Я родилась и выросла в большой семье. Нас было трое. В основном семью обеспечивал отец. Надо отметить, очень хорошо обеспечивал, намного больше, чем среднестатистический инженер. Но, увы, тратили мы все равно быстрее, чем успевали подержать его зарплату в руках.
Помню дни, когда в доме не было даже 10 копеек на покупку четвертушки хлеба, но и тогда не было чувства безысходности. Мы весело ждали новой зарплаты. В мечтах о будущем переживали трудные дни, вслед за которыми обязательно приходили щедрые, сытные и веселые. Примерно так же для меня прошел период студенчества. Сегодня пусто, а завтра у меня или у соседей густо. А еще впереди маячила надежда, что будет диплом - будет работа.
К чему это я все, а к тому, что не знаю нищеты. Я знаю периоды безденежья, но не нищету. А вот на днях столкнулась.
Выбрались мы с ребенком гулять, занесло нас в один из спальных районов Питера. Нет, это хороший район, по некоторым меркам даже благополучный. Я там жила два года, будучи аспиранткой. Мне казалось, что людей и эти места я знаю хорошо, но…но…но.
Вчера я почувствовала себя фарфоровой куклой, которая выпустили из стеклянного купола. Стоит себе розовенькая барышня, глазами хлопает - дивится и волнуется.
Ребенок мой радостно катается с горки на стареньких санках, которые ей любезно одолжил мальчик в летней курточке. Точнее, он сбегал, договорился с мальчиками, чтобы ей разрешили покататься на этих санках. Я, как завороженная смотрю на его голую шею, синие от холода ручки и тоненькую курточку. Словной иглой пронзило мое «розовое фарфоровое сознание» вид его рук: мальчик падает, чтобы удержать равновесие выставляет вперед руки, они, касаясь снега, словно обжигаются, дергаются и снова прячутся в рукава.
Я заметалась. У меня трикотажные дешевые перчатки. Я прикидываю, что мальчику будет самый раз. Подзываю его и начинаю предлагать. Парень вытягивается в струну, пятится от меня подальше. Он почти оскорблен - вернее, я вторгаюсь в те жесткие правила, которые ему внушили - нельзя брать чужое, ни за что, никогда не бери чужого. Гордость бедных - не брать чужого. Это самое страшное табу.

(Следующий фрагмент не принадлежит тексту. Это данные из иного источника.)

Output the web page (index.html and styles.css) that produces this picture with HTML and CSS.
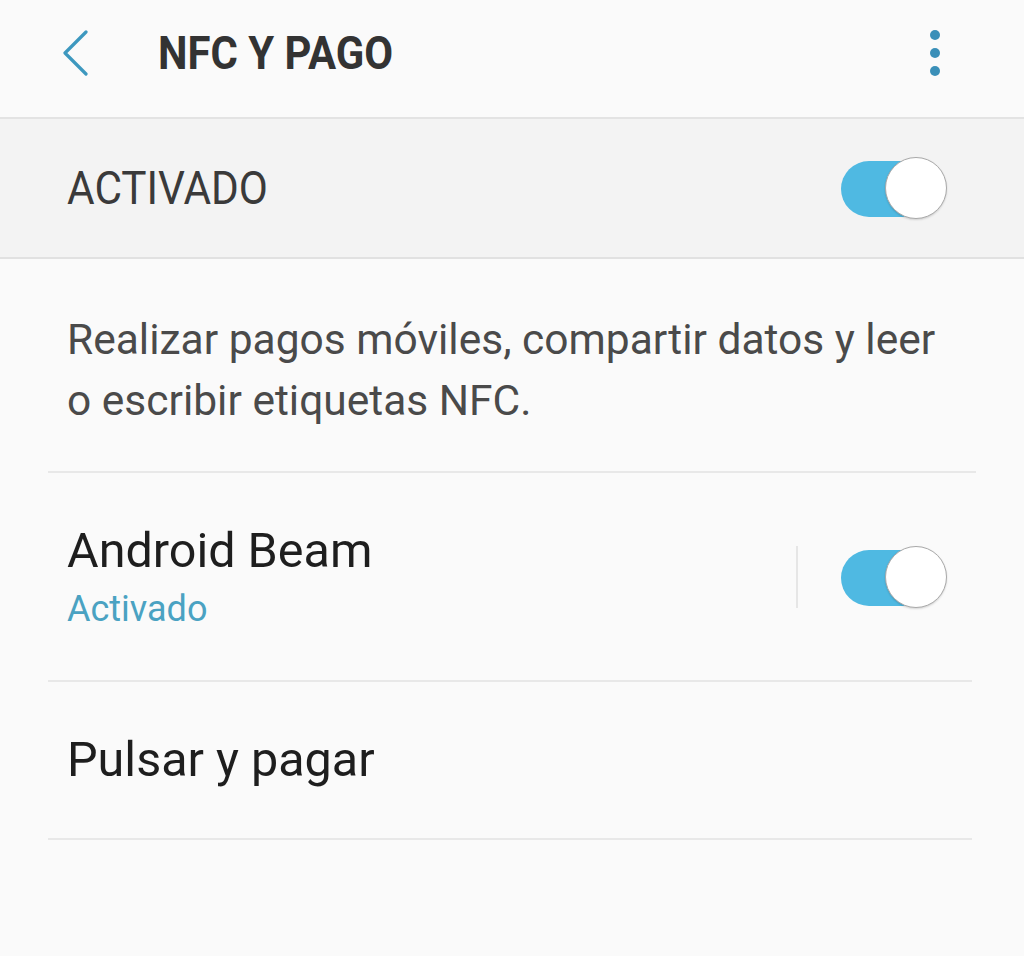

Я в недоумении - не раз и не два, я дарила на детских площадках Веркины перчатки. Мы частенько берем запасные, ибо пачкаем и теряем без счета, посему и покупаю дешевые себе и ей - не жалко. Для меня это стало естественным предложить. В наших дворах спокойно к этому всегда относились. По крайней мере, мне так казалось. А тут, я почувствовала себя даже виноватой. Оскорбила, подала на бедность.
Стою себе, думаю, вспоминаю повесть «уроки французского», не оставляю надежды всучить перчатки. Прикинув возраст мальчика, решила идею с Дедом Морозом и его личной просьбой забыть, начинаю придумывать конкурс, где призом могут стать перчатки. Конкурс не получается, ибо приз, честно говоря так себе.
И тут я вижу, что в спину моему ребенку шумно въезжают санки. На эти санки я уже давно стойку сделала, была причина. Мама ребенка на санках очень знающая. Она уже полчаса объясняла всем детям, где они и как должны кататься, это сразу привлекло мое внимание. Вот только дошло до меня, что это семейство не только крикливо, но и опасно, не сразу.
Я поворачиваюсь к маме и спрашиваю, а разве ее сын не умеет тормозить, управлять санками и планировать свою поездку таким образом, чтобы обходилось без жертв? Это же не сложно. Дама, оценив мой внешний вид и решив что-то про себя, судя по всему в мою пользу, почти вежливо предложила мне научить мою дочь сразу вставать с санок и отходить на безопасное расстояние, освобождая тем самым место съезда для других детей. Я совсем загрустила. На наших площадках такого тоже нет. Все по умолчанию берегут детей друг друга. А еще мне стало тоскливо о того, что Лев Толстой во мне умер. Перчатки не жалко, не жалко своего внимания, своих сил, а вот спину дочери подставлять чужим санкам уже мимо. Не пойду больше в люди. Да здравствуем мой стеклянный купол и фарфоровое бытие! Нет, мамашам, чьи дети едут по другим! Мне не по пути с людьми, которые ощущают вину, только в присутствии более сильного оппонента и даже в этом случае перекладывают ответственность на других. Бедность не порок, но для меня этот мир совсем чужой и дело тут не в финансовом достатке. Кто-то боится принять помощь других, а кто-то уже пошел дальше, он готов отнять последнее, ибо беден, ибо слаб. Ему даже места на горке мало, его и здесь обделили. Человек человеку волк, а я становлюсь снобом.